A reader asked me once about a line in a story I wrote. A musician tells his on-again, off-again lover that her problem with relationships is that she allows men to be too honest with her, that she ought to learn to “appreciate the liars,” because when people care enough to lie about themselves it means they care enough to be afraid of losing you. The reader wanted to know if I believed that. When pressed, I admitted that at the time I wrote the story, I believed something like the opposite. I believed that you could either be the woman a man loved or the woman with whom he was honest, but that you could not be both. I believed it was always better to be the latter. I believed in people who wore their flaws on their sleeve, because at least I knew they weren’t fooling me. I could forgive people for hurting me, but I could never forgive anyone, myself included, for making me feel stupid.

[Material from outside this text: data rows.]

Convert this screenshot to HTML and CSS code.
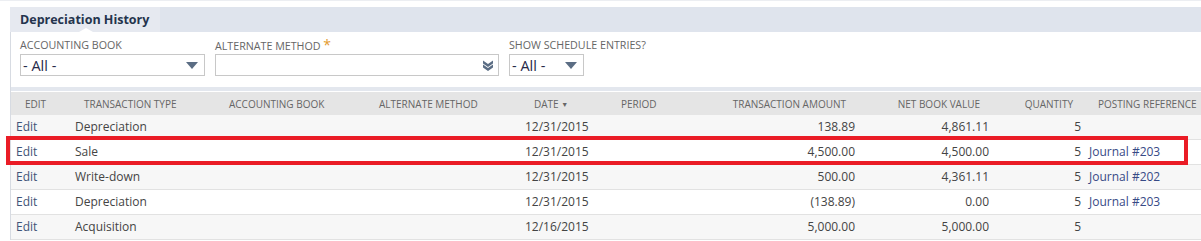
FILE: index.html
```html
<!DOCTYPE html>
<html>
<head>
<meta charset="utf-8">
<link rel="stylesheet" href="styles.css">
</head>
<body>
<div class="page">
  <div class="topline"></div>
  <div class="tabs">
    <div class="tab">Depreciation History</div>
  </div>
  <div class="panel">
    <span class="notch"></span>
    <div class="filters">
      <div class="field">
        <label class="flabel">Accounting Book</label>
        <div class="select w1"><span>- All -</span>
          <svg class="caret" width="12" height="7" viewBox="0 0 12 7"><path d="M0 0H12L6 7Z" fill="#5b6d84"/></svg>
        </div>
      </div>
      <div class="field">
        <label class="flabel">Alternate Method <span class="req">*</span></label>
        <div class="select w2"><span></span>
          <svg class="dbl" width="10" height="11" viewBox="0 0 10 11"><path d="M0 0.5L5 4L10 0.5V3.5L5 7L0 3.5Z M0 4.5L5 8L10 4.5V7.5L5 11L0 7.5Z" fill="#5b6d84"/></svg>
        </div>
      </div>
      <div class="field">
        <label class="flabel">Show Schedule Entries?</label>
        <div class="select w3"><span>- All -</span>
          <svg class="caret" width="12" height="7" viewBox="0 0 12 7"><path d="M0 0H12L6 7Z" fill="#5b6d84"/></svg>
        </div>
      </div>
    </div>
    <div class="band"></div>
    <table class="grid">
      <colgroup>
        <col style="width:59px"><col style="width:145px"><col style="width:150px"><col style="width:155px"><col style="width:87px"><col style="width:93px"><col style="width:160px"><col style="width:134px"><col style="width:90px"><col>
      </colgroup>
      <thead>
        <tr>
          <th>Edit</th><th>Transaction Type</th><th>Accounting Book</th><th>Alternate Method</th><th>Date <span class="sort">▼</span></th><th>Period</th><th class="r">Transaction Amount</th><th class="r">Net Book Value</th><th class="r q">Quantity</th><th>Posting Reference</th>
        </tr>
      </thead>
      <tbody>
        <tr class="alt"><td class="lnk">Edit</td><td>Depreciation</td><td></td><td></td><td>12/31/2015</td><td></td><td class="r">138.89</td><td class="r">4,861.11</td><td class="r q">5</td><td></td></tr>
        <tr class="hl"><td class="lnk">Edit</td><td>Sale</td><td></td><td></td><td>12/31/2015</td><td></td><td class="r">4,500.00</td><td class="r">4,500.00</td><td class="r q">5</td><td class="lnk2">Journal #203</td></tr>
        <tr class="alt"><td class="lnk">Edit</td><td>Write-down</td><td></td><td></td><td>12/31/2015</td><td></td><td class="r">500.00</td><td class="r">4,361.11</td><td class="r q">5</td><td class="lnk2">Journal #202</td></tr>
        <tr><td class="lnk">Edit</td><td>Depreciation</td><td></td><td></td><td>12/31/2015</td><td></td><td class="r">(138.89)</td><td class="r">0.00</td><td class="r q">5</td><td class="lnk2">Journal #203</td></tr>
        <tr class="alt"><td class="lnk">Edit</td><td>Acquisition</td><td></td><td></td><td>12/16/2015</td><td></td><td class="r">5,000.00</td><td class="r">5,000.00</td><td class="r q">5</td><td></td></tr>
      </tbody>
    </table>
    <div class="redbox"></div>
  </div>
</div>
</body>
</html>
```

FILE: styles.css
```css
html, body {
  margin: 0;
  padding: 0;
  background: #ffffff;
}
body {
  font-family: "Open Sans", "Liberation Sans", sans-serif;
  color: #333333;
  width: 1201px;
  height: 241px;
  overflow: hidden;
}
.topline {
  height: 1px;
  background: #eceef2;
}
.tabs {
  margin-top: 6px;
  margin-left: 10px;
  height: 25px;
  background: #dfe4ed;
  display: flex;
}
.tab {
  width: 150px;
  box-sizing: border-box;
  padding-left: 10px;
  background: #e6e9f0;
  font-size: 12.5px;
  font-weight: 700;
  color: #24344d;
  line-height: 25px;
  white-space: nowrap;
}
.panel {
  position: relative;
  margin-left: 10px;
  border-left: 1px solid #d7dbe2;
}
.notch {
  position: absolute;
  left: 68px;
  top: -4px;
  width: 0;
  height: 0;
  border-left: 7px solid transparent;
  border-right: 7px solid transparent;
  border-bottom: 4px solid #ffffff;
}
.filters {
  display: flex;
  gap: 10px;
  padding: 6px 0 0 9px;
  height: 49px;
}
.field {
  display: flex;
  flex-direction: column;
}
.flabel {
  font-size: 10.7px;
  line-height: 14px;
  color: #666666;
  text-transform: uppercase;
  height: 16px;
  white-space: nowrap;
}
.req {
  color: #e39a2d;
  font-size: 14px;
}
.select {
  box-sizing: border-box;
  height: 22px;
  border: 1px solid #c8c8c8;
  display: flex;
  align-items: center;
  justify-content: space-between;
  padding: 0 6px 0 2px;
  font-size: 14.5px;
  color: #262a4a;
}
.w1 { width: 185px; }
.w2 { width: 284px; padding-right: 5px; }
.w3 { width: 75px; }
.caret { margin-top: 1px; }
.band {
  height: 4px;
  background: #e3e7ee;
  border-bottom: 1px solid #ffffff;
}
.grid {
  border-collapse: collapse;
  table-layout: fixed;
  width: 1190px;
}
.grid th {
  height: 23px;
  padding: 0 14px;
  background: #e5e5e5;
  font-size: 10px;
  font-weight: 400;
  color: #666666;
  text-transform: uppercase;
  text-align: left;
  white-space: nowrap;
}
.grid th.q { padding-right: 11px; }
.grid th.r, .grid td.r { text-align: right; }
.sort { font-size: 7px; vertical-align: 1px; }
.grid td {
  height: 23px;
  padding: 0 5px 1px;
  font-size: 12px;
  color: #444444;
  border-bottom: 1px solid #e2e2e2;
  white-space: nowrap;
}
.grid td.q { padding-right: 3px; }
.grid tr.alt td { background: #f7f7f7; }
.grid td.lnk { color: #3f5478; }
.grid td.lnk2 { color: #374a86; }
.redbox {
  position: absolute;
  left: -5px;
  top: 104px;
  width: 1174px;
  height: 21px;
  border: 4px solid #ea1c26;
}
```
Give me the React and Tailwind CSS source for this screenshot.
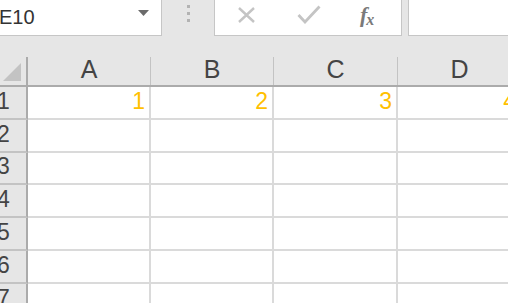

But to be in love is often to be a little bit stupid, and it hit me watching the "Dirty Dancing" reenactment scene that part of Gosling’s charm is in being the fantasy man for women who are skeptical of fantasy. We were raised on fairy tales by mothers who were sheepish about letting us watch them. Prince Charming was a nice distraction, but it would be foolish to count on him, we knew that. We were bombarded with the wedding industrial complex on one hand, and divorce statistics on the other. We were supposed to want things that smart people knew they might never have. Even our careers were like this: They told us to be careful, because there were so few good jobs in academia for literature and humanities scholars, so few  jobs in publishing period, so few book contracts, and lately, so few legal jobs that pay back law school loans. Grad school was a calculated investment fantasy, a place you didn’t go without being warned of all the ways it might not work. At every junction there must be a Plan B, because it was fine to desire things, but not to count on them. We have been warned to be smarter than the thing that’s coming next.

Many of us succeeded — we  built a life we wanted, and we enjoy it such that we’d be wary of dismantling it for anyone. It makes sense to me that this is the demographic that has seized on the Ryan Gosling meme. Internet Ryan Gosling is so clearly conjured that knowing he’s not real is part of the point. We can swoon, safely, because we are all in on the joke. We can invent whatever joke fits best in our lives. The Ryan Gosling phenomenon seems in large part a product of the Internet, not just because of the memes that have spread it, but also because fantasy Ryan Gosling is a fantasy for the Internet age, a fantasy that requires us to think about reality and fantasy, about the ways in which we are connected and the ways in which we are disconnected and the ways in which our disconnections are a product of our desires.

This week, the two things I got forwarded the most were Ryan Gosling blogs and the trailer for a documentary about a young woman who lived alone and was dead for three years without anyone knowing she was gone. It struck me that these things were not entirely unrelated, that sometimes, underneath the insistent creation of the fantasy -- the invention of a man who appreciates your work and understands your obsessive focus and your crazy hours and your unwillingness to play dumb or to put yourself second because you are a woman -- there is a desire to be seen, to be valued, to be convinced that you do not need to listen to the voice in your head that insists you call all your friends demanding to know how long it would take for them to notice if you died. The Crush may be about knowing that neither your tedious daily tasks nor your nerdy Oxford-comma fantasies are yours alone.

Of course, it is always possible that I am overthinking this.


By Danielle Evans

Danielle Evans is the author of "Before You Suffocate Your Own Fool Self."